FETÖ'NÜN ABD'DEKİ KONUMU
Örgüt elebaşısı Fetullah Gülen'in 1999'da, terör örgütü PKK'nın elebaşısı Abdullah Öcalan'ın, ABD tarafından Türkiye'ye iadesinden kısa bir süre sonra ABD'ye gittiği ve burada başka hiçbir Batı ülkesinde rastlanamayacak kadar büyük imkan ve olanaklara kavuştuğu anlatılan iddianamede, Gülen'in, ABD istihbarat teşkilatı CIA mensuplarının referansı ile ABD mahkemesince Green Card başvurusunun kabul edildiği ve ABD'de oturma hakkını elde ettiği hatırlatıldı. İddianamede, örgüt elebaşısı Gülen'in ABD'ye gider gitmez CIA'in desteği ile hızlı bir biçimde dinlerarası diyalog, hoşgörü ve evrensel barış temaları üzerine kurulu bir strateji izlemeye başladığı, ABD genelinde Turkish Amerikan Alliances isimli bir federasyonun bünyesinde yaklaşık 165-170 şirket ve kuruluşun ortaya çıkmasını sağladığı kaydedildi.
Örgütün ABD'de 135 kadar Charter okulu olduğu, bu okullarda yaklaşık 45 bin öğrenci bulunduğu, farklı eyaletlerde 165 sivil toplum kuruluşunun faaliyet gösterdiği anlatılan iddianamede, örgütün yurt dışında bulunan eğitim kurumlarıyla ilgili Gülen'in konuşmalarına yer verildi.
SANIĞIN ETKİN PİŞMANLIKTAN YARARLANMAMASI İSTENDİ
İddianamede, sanık Ümmühan Tımar'ın Fransa'da örgüte ait farklı farklı evlerde kaldığı ve örgütün Fransa yapılanmasında aktif faaliyet yürüttüğü anlatıldı.

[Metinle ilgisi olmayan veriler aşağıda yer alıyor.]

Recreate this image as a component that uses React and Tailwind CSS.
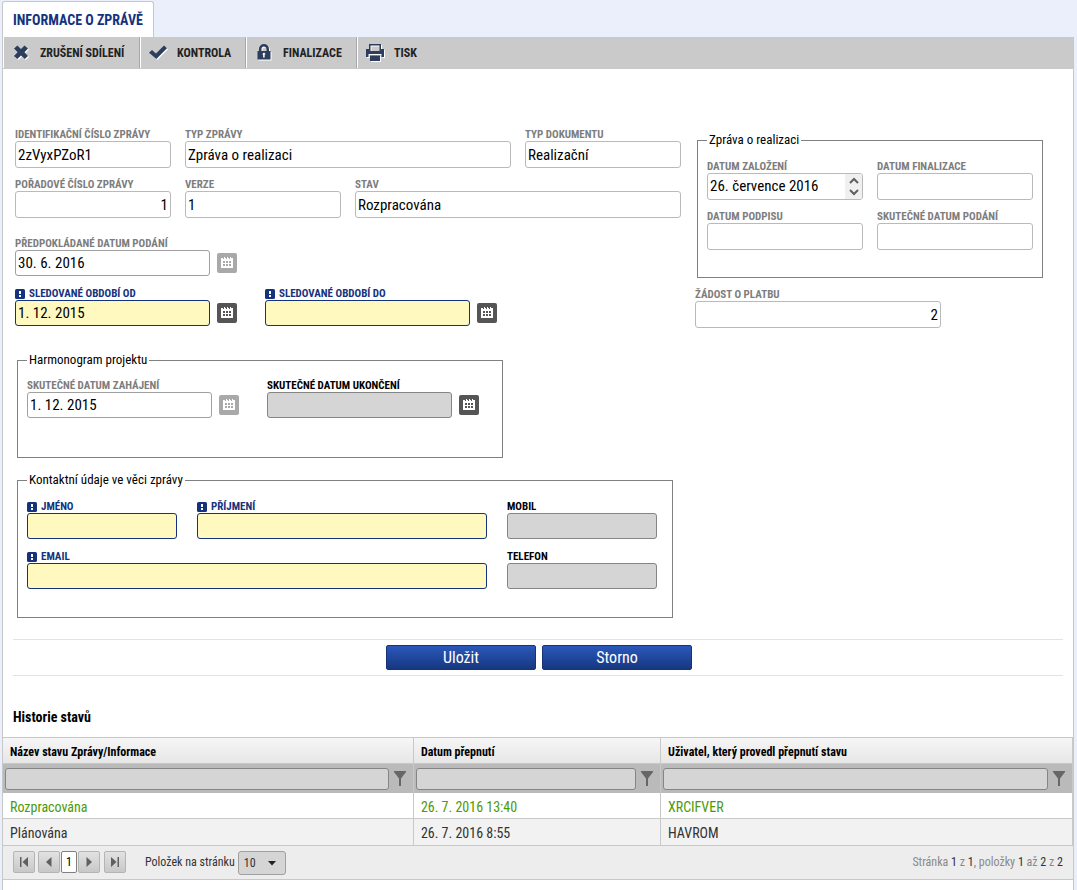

Sanık Tımar'ın 2015'te örgütün haberleşme ağı ByLock'u kişi listesinde ekli bulunan terör örgütü mensubu S.Y.'nin isteği üzerine telefonuna indirerek kendisinin kurduğu aktarılan iddianamede, sanığın, 2016'da Türkiye'ye dönmeden önce ByLock uygulamasını sildiği kaydedildi.
İddianamede, Tımar'ın 15 Temmuz darbe girişiminden sonra 2017 yılında evlenerek Fransa'ya yerleştiği ve etkin pişmanlık hükümlerinden yararlanmak istediğini söyleyerek bazı örgüt mensuplarını fotoğraflarından teşhis ettiği belirtildi.
Sanık Tımar'ın kendisini terör örgütünün talimatı ile yurt dışına gönderen örgüt mensubunun açık kimlik bilgilerini vermekten kaçındığı, ByLock tutanağı ile kollukça tespit edilen örgüt mensupları dışında başka örgüt mensupları hakkında herhangi bir bilgi vermediği kaydedilen iddianamede, ByLock'un kişinin kendisinin indirerek kuracağı bir program olmamasına rağmen Tımar'ın ByLock'u kendisinin indirip kurduğunu söyleyerek yalan beyanda bulunduğu, örgütsel tavır geliştirerek ByLock uygulamasını telefonuna kuran örgüt mensuplarının kimlik bilgilerini açıklamaktan kaçındığı vurgulandı.
Bu nedenlerle sanığın etkin pişmanlık hükümlerinden yararlanmaması gerektiği belirtilen iddianamede, sanık Ümmühan Tımar'ın "silahlı terör örgütüne üye olmak" suçundan 7,5 yıldan 15 yıla kadar hapis cezasına çarptırılması istendi.